Return the data exactly, with all pictures removed.

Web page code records
====================

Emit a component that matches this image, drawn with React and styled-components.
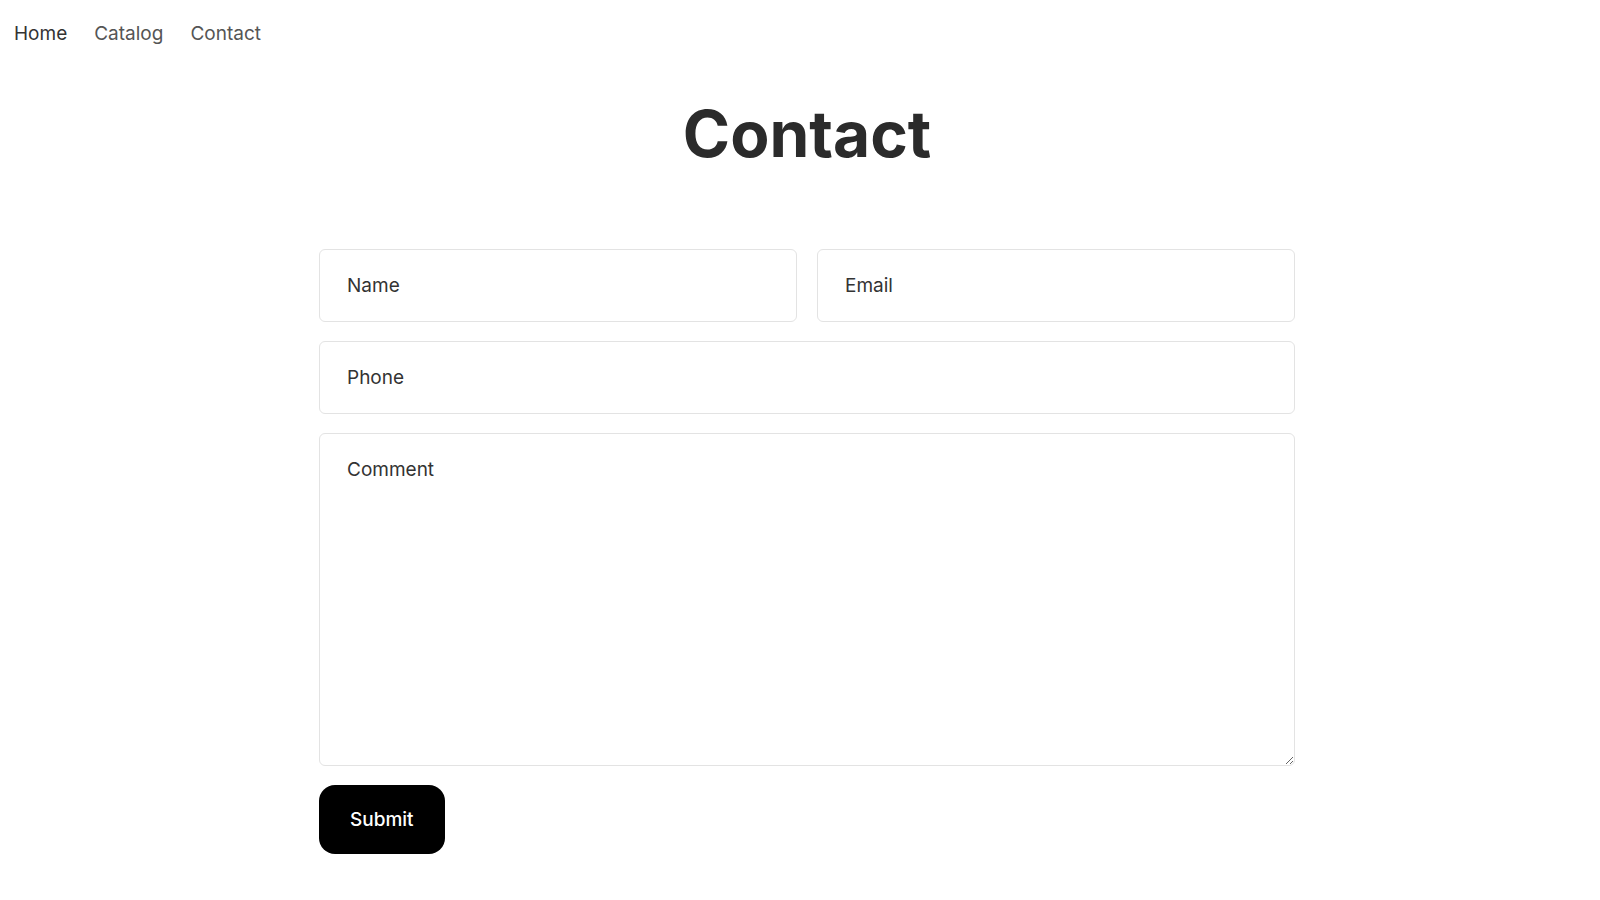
import React from "react";
import styled, { createGlobalStyle } from "styled-components";

const Global = createGlobalStyle`
  html, body { margin: 0; padding: 0; background: #ffffff; }
  body { font-family: Inter, "Noto Sans", "Liberation Sans", sans-serif; color: #333; }
  * { box-sizing: border-box; }
`;

const Nav = styled.nav`
  height: 66px;
  display: flex;
  align-items: center;
  gap: 27px;
  padding: 0 14px;
`;

const NavLink = styled.a`
  font-size: 19px;
  color: ${(p) => (p.$active ? "#333333" : "#555555")};
  text-decoration: none;
  line-height: 1;
`;

const Main = styled.main`
  padding-left: 14px;
  display: flex;
  flex-direction: column;
  align-items: center;
`;

const Title = styled.h1`
  margin: 30px 0 0;
  font-size: 64px;
  line-height: 76px;
  font-weight: 700;
  color: #2b2b2b;
  letter-spacing: 0;
`;

const Form = styled.form`
  width: 976px;
  margin-top: 77px;
  display: flex;
  flex-direction: column;
  gap: 19px;
`;

const Row = styled.div`
  display: grid;
  grid-template-columns: 1fr 1fr;
  gap: 20px;
`;

const fieldStyles = `
  width: 100%;
  border: 1.5px solid #e3e3e3;
  border-radius: 6px;
  font-family: Inter, "Noto Sans", "Liberation Sans", sans-serif;
  font-size: 19px;
  color: #333;
  background: #fff;
  outline: none;
  &::placeholder { color: #333; opacity: 1; }
`;

const Input = styled.input`
  ${fieldStyles}
  height: 73px;
  padding: 0 27px;
`;

const TextArea = styled.textarea`
  ${fieldStyles}
  display: block;
  height: 333px;
  padding: 26px 27px;
  line-height: 20px;
  resize: vertical;
`;

const Submit = styled.button`
  align-self: flex-start;
  height: 69px;
  padding: 0 31px;
  border: none;
  border-radius: 16px;
  background: #000;
  color: #fff;
  font-family: Inter, "Noto Sans", "Liberation Sans", sans-serif;
  font-size: 19px;
  font-weight: 500;
  cursor: pointer;
`;

export default function App() {
  return (
    <>
      <Global />
      <Nav>
        <NavLink href="#" $active>Home</NavLink>
        <NavLink href="#">Catalog</NavLink>
        <NavLink href="#">Contact</NavLink>
      </Nav>
      <Main>
        <Title>Contact</Title>
        <Form onSubmit={(e) => e.preventDefault()}>
          <Row>
            <Input placeholder="Name" />
            <Input placeholder="Email" type="email" />
          </Row>
          <Input placeholder="Phone" />
          <TextArea placeholder="Comment" />
          <Submit type="submit">Submit</Submit>
        </Form>
      </Main>
    </>
  );
}
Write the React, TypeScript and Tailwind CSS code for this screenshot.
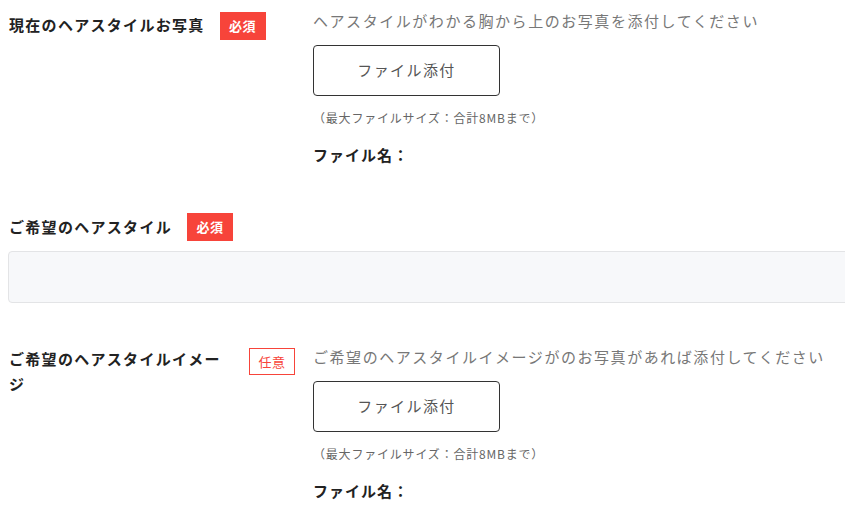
import React from "react";

const font = { fontFamily: '"Noto Sans CJK JP", "Noto Sans", sans-serif' };

function Required() {
  return (
    <span className="shrink-0 inline-flex items-center justify-center w-[46px] h-[28px] bg-[#f7443a] text-white text-[13px] font-bold tracking-[0.5px]">
      必須
    </span>
  );
}

function Optional() {
  return (
    <span className="shrink-0 inline-flex items-center justify-center w-[46px] h-[27px] border border-[#f7443a] text-[#f7443a] text-[13px] tracking-[0.5px]">
      任意
    </span>
  );
}

function Uploader({ hint, top }: { hint: string; top: string }) {
  return (
    <div className="flex flex-col items-start">
      <div className="text-[15px] leading-[24px] text-[#777] tracking-[1.55px]">{hint}</div>
      <button
        className={`${top} w-[187px] h-[51px] border border-[#333] rounded-[4px] bg-white text-[15px] text-[#555] tracking-[1.4px] flex items-center justify-center`}
      >
        ファイル添付
      </button>
      <div className="mt-[13px] text-[12px] leading-[18px] text-[#666] tracking-[0.8px]">
        （最大ファイルサイズ：合計8MBまで）
      </div>
      <div className="mt-[16px] text-[15px] leading-[24px] font-bold text-[#222] tracking-[1px]">
        ファイル名：
      </div>
    </div>
  );
}

export default function App() {
  return (
    <div className="w-[845px] h-[522px] overflow-hidden bg-white" style={font}>
      <div className="pl-[9px]">
        {/* Row 1 */}
        <div className="flex pt-[9px]">
          <div className="w-[304px] shrink-0 flex items-start">
            <div className="mt-[3px] max-w-[226px] text-[15px] leading-[25px] font-bold text-[#222] tracking-[1.3px]">
              現在のヘアスタイルお写真
            </div>
            <div className="ml-[15px] mt-[3px]">
              <Required />
            </div>
          </div>
          <Uploader hint="ヘアスタイルがわかる胸から上のお写真を添付してください" top="mt-[12px]" />
        </div>

        {/* Row 2 */}
        <div className="mt-[46px]">
          <div className="flex items-start">
            <div className="text-[15px] leading-[27px] font-bold text-[#222] tracking-[1.3px]">
              ご希望のヘアスタイル
            </div>
            <div className="ml-[15px]">
              <Required />
            </div>
          </div>
          <div className="mt-[10px] -ml-[1px] w-[900px] h-[52px] bg-[#f7f8fa] border border-[#e3e4e6] rounded-[4px]" />
        </div>

        {/* Row 3 */}
        <div className="flex mt-[42px]">
          <div className="w-[304px] shrink-0 flex items-start">
            <div className="mt-[1px] w-[226px] text-[15px] leading-[25px] font-bold text-[#222] tracking-[1.3px]">
              ご希望のヘアスタイルイメージ
            </div>
            <div className="ml-[14px] mt-[3px]">
              <Optional />
            </div>
          </div>
          <Uploader hint="ご希望のヘアスタイルイメージがのお写真があれば添付してください" top="mt-[12px]" />
        </div>
      </div>
    </div>
  );
}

====================

> [The reply]:
Emit a component that matches this image, drawn with React and styled-components.
import React from "react";
import styled, { createGlobalStyle } from "styled-components";

const Global = createGlobalStyle`
  html, body { margin: 0; padding: 0; background: #ffffff; }
  body { font-family: Inter, "Noto Sans", "Liberation Sans", sans-serif; color: #333; }
  * { box-sizing: border-box; }
`;

const Nav = styled.nav`
  height: 66px;
  display: flex;
  align-items: center;
  gap: 27px;
  padding: 0 14px;
`;

const NavLink = styled.a`
  font-size: 19px;
  color: ${(p) => (p.$active ? "#333333" : "#555555")};
  text-decoration: none;
  line-height: 1;
`;

const Main = styled.main`
  padding-left: 14px;
  display: flex;
  flex-direction: column;
  align-items: center;
`;

const Title = styled.h1`
  margin: 30px 0 0;
  font-size: 64px;
  line-height: 76px;
  font-weight: 700;
  color: #2b2b2b;
  letter-spacing: 0;
`;

const Form = styled.form`
  width: 976px;
  margin-top: 77px;
  display: flex;
  flex-direction: column;
  gap: 19px;
`;

const Row = styled.div`
  display: grid;
  grid-template-columns: 1fr 1fr;
  gap: 20px;
`;

const fieldStyles = `
  width: 100%;
  border: 1.5px solid #e3e3e3;
  border-radius: 6px;
  font-family: Inter, "Noto Sans", "Liberation Sans", sans-serif;
  font-size: 19px;
  color: #333;
  background: #fff;
  outline: none;
  &::placeholder { color: #333; opacity: 1; }
`;

const Input = styled.input`
  ${fieldStyles}
  height: 73px;
  padding: 0 27px;
`;

const TextArea = styled.textarea`
  ${fieldStyles}
  display: block;
  height: 333px;
  padding: 26px 27px;
  line-height: 20px;
  resize: vertical;
`;

const Submit = styled.button`
  align-self: flex-start;
  height: 69px;
  padding: 0 31px;
  border: none;
  border-radius: 16px;
  background: #000;
  color: #fff;
  font-family: Inter, "Noto Sans", "Liberation Sans", sans-serif;
  font-size: 19px;
  font-weight: 500;
  cursor: pointer;
`;

export default function App() {
  return (
    <>
      <Global />
      <Nav>
        <NavLink href="#" $active>Home</NavLink>
        <NavLink href="#">Catalog</NavLink>
        <NavLink href="#">Contact</NavLink>
      </Nav>
      <Main>
        <Title>Contact</Title>
        <Form onSubmit={(e) => e.preventDefault()}>
          <Row>
            <Input placeholder="Name" />
            <Input placeholder="Email" type="email" />
          </Row>
          <Input placeholder="Phone" />
          <TextArea placeholder="Comment" />
          <Submit type="submit">Submit</Submit>
        </Form>
      </Main>
    </>
  );
}
Write the React, TypeScript and Tailwind CSS code for this screenshot.
import React from "react";

const font = { fontFamily: '"Noto Sans CJK JP", "Noto Sans", sans-serif' };

function Required() {
  return (
    <span className="shrink-0 inline-flex items-center justify-center w-[46px] h-[28px] bg-[#f7443a] text-white text-[13px] font-bold tracking-[0.5px]">
      必須
    </span>
  );
}

function Optional() {
  return (
    <span className="shrink-0 inline-flex items-center justify-center w-[46px] h-[27px] border border-[#f7443a] text-[#f7443a] text-[13px] tracking-[0.5px]">
      任意
    </span>
  );
}

function Uploader({ hint, top }: { hint: string; top: string }) {
  return (
    <div className="flex flex-col items-start">
      <div className="text-[15px] leading-[24px] text-[#777] tracking-[1.55px]">{hint}</div>
      <button
        className={`${top} w-[187px] h-[51px] border border-[#333] rounded-[4px] bg-white text-[15px] text-[#555] tracking-[1.4px] flex items-center justify-center`}
      >
        ファイル添付
      </button>
      <div className="mt-[13px] text-[12px] leading-[18px] text-[#666] tracking-[0.8px]">
        （最大ファイルサイズ：合計8MBまで）
      </div>
      <div className="mt-[16px] text-[15px] leading-[24px] font-bold text-[#222] tracking-[1px]">
        ファイル名：
      </div>
    </div>
  );
}

export default function App() {
  return (
    <div className="w-[845px] h-[522px] overflow-hidden bg-white" style={font}>
      <div className="pl-[9px]">
        {/* Row 1 */}
        <div className="flex pt-[9px]">
          <div className="w-[304px] shrink-0 flex items-start">
            <div className="mt-[3px] max-w-[226px] text-[15px] leading-[25px] font-bold text-[#222] tracking-[1.3px]">
              現在のヘアスタイルお写真
            </div>
            <div className="ml-[15px] mt-[3px]">
              <Required />
            </div>
          </div>
          <Uploader hint="ヘアスタイルがわかる胸から上のお写真を添付してください" top="mt-[12px]" />
        </div>

        {/* Row 2 */}
        <div className="mt-[46px]">
          <div className="flex items-start">
            <div className="text-[15px] leading-[27px] font-bold text-[#222] tracking-[1.3px]">
              ご希望のヘアスタイル
            </div>
            <div className="ml-[15px]">
              <Required />
            </div>
          </div>
          <div className="mt-[10px] -ml-[1px] w-[900px] h-[52px] bg-[#f7f8fa] border border-[#e3e4e6] rounded-[4px]" />
        </div>

        {/* Row 3 */}
        <div className="flex mt-[42px]">
          <div className="w-[304px] shrink-0 flex items-start">
            <div className="mt-[1px] w-[226px] text-[15px] leading-[25px] font-bold text-[#222] tracking-[1.3px]">
              ご希望のヘアスタイルイメージ
            </div>
            <div className="ml-[14px] mt-[3px]">
              <Optional />
            </div>
          </div>
          <Uploader hint="ご希望のヘアスタイルイメージがのお写真があれば添付してください" top="mt-[12px]" />
        </div>
      </div>
    </div>
  );
}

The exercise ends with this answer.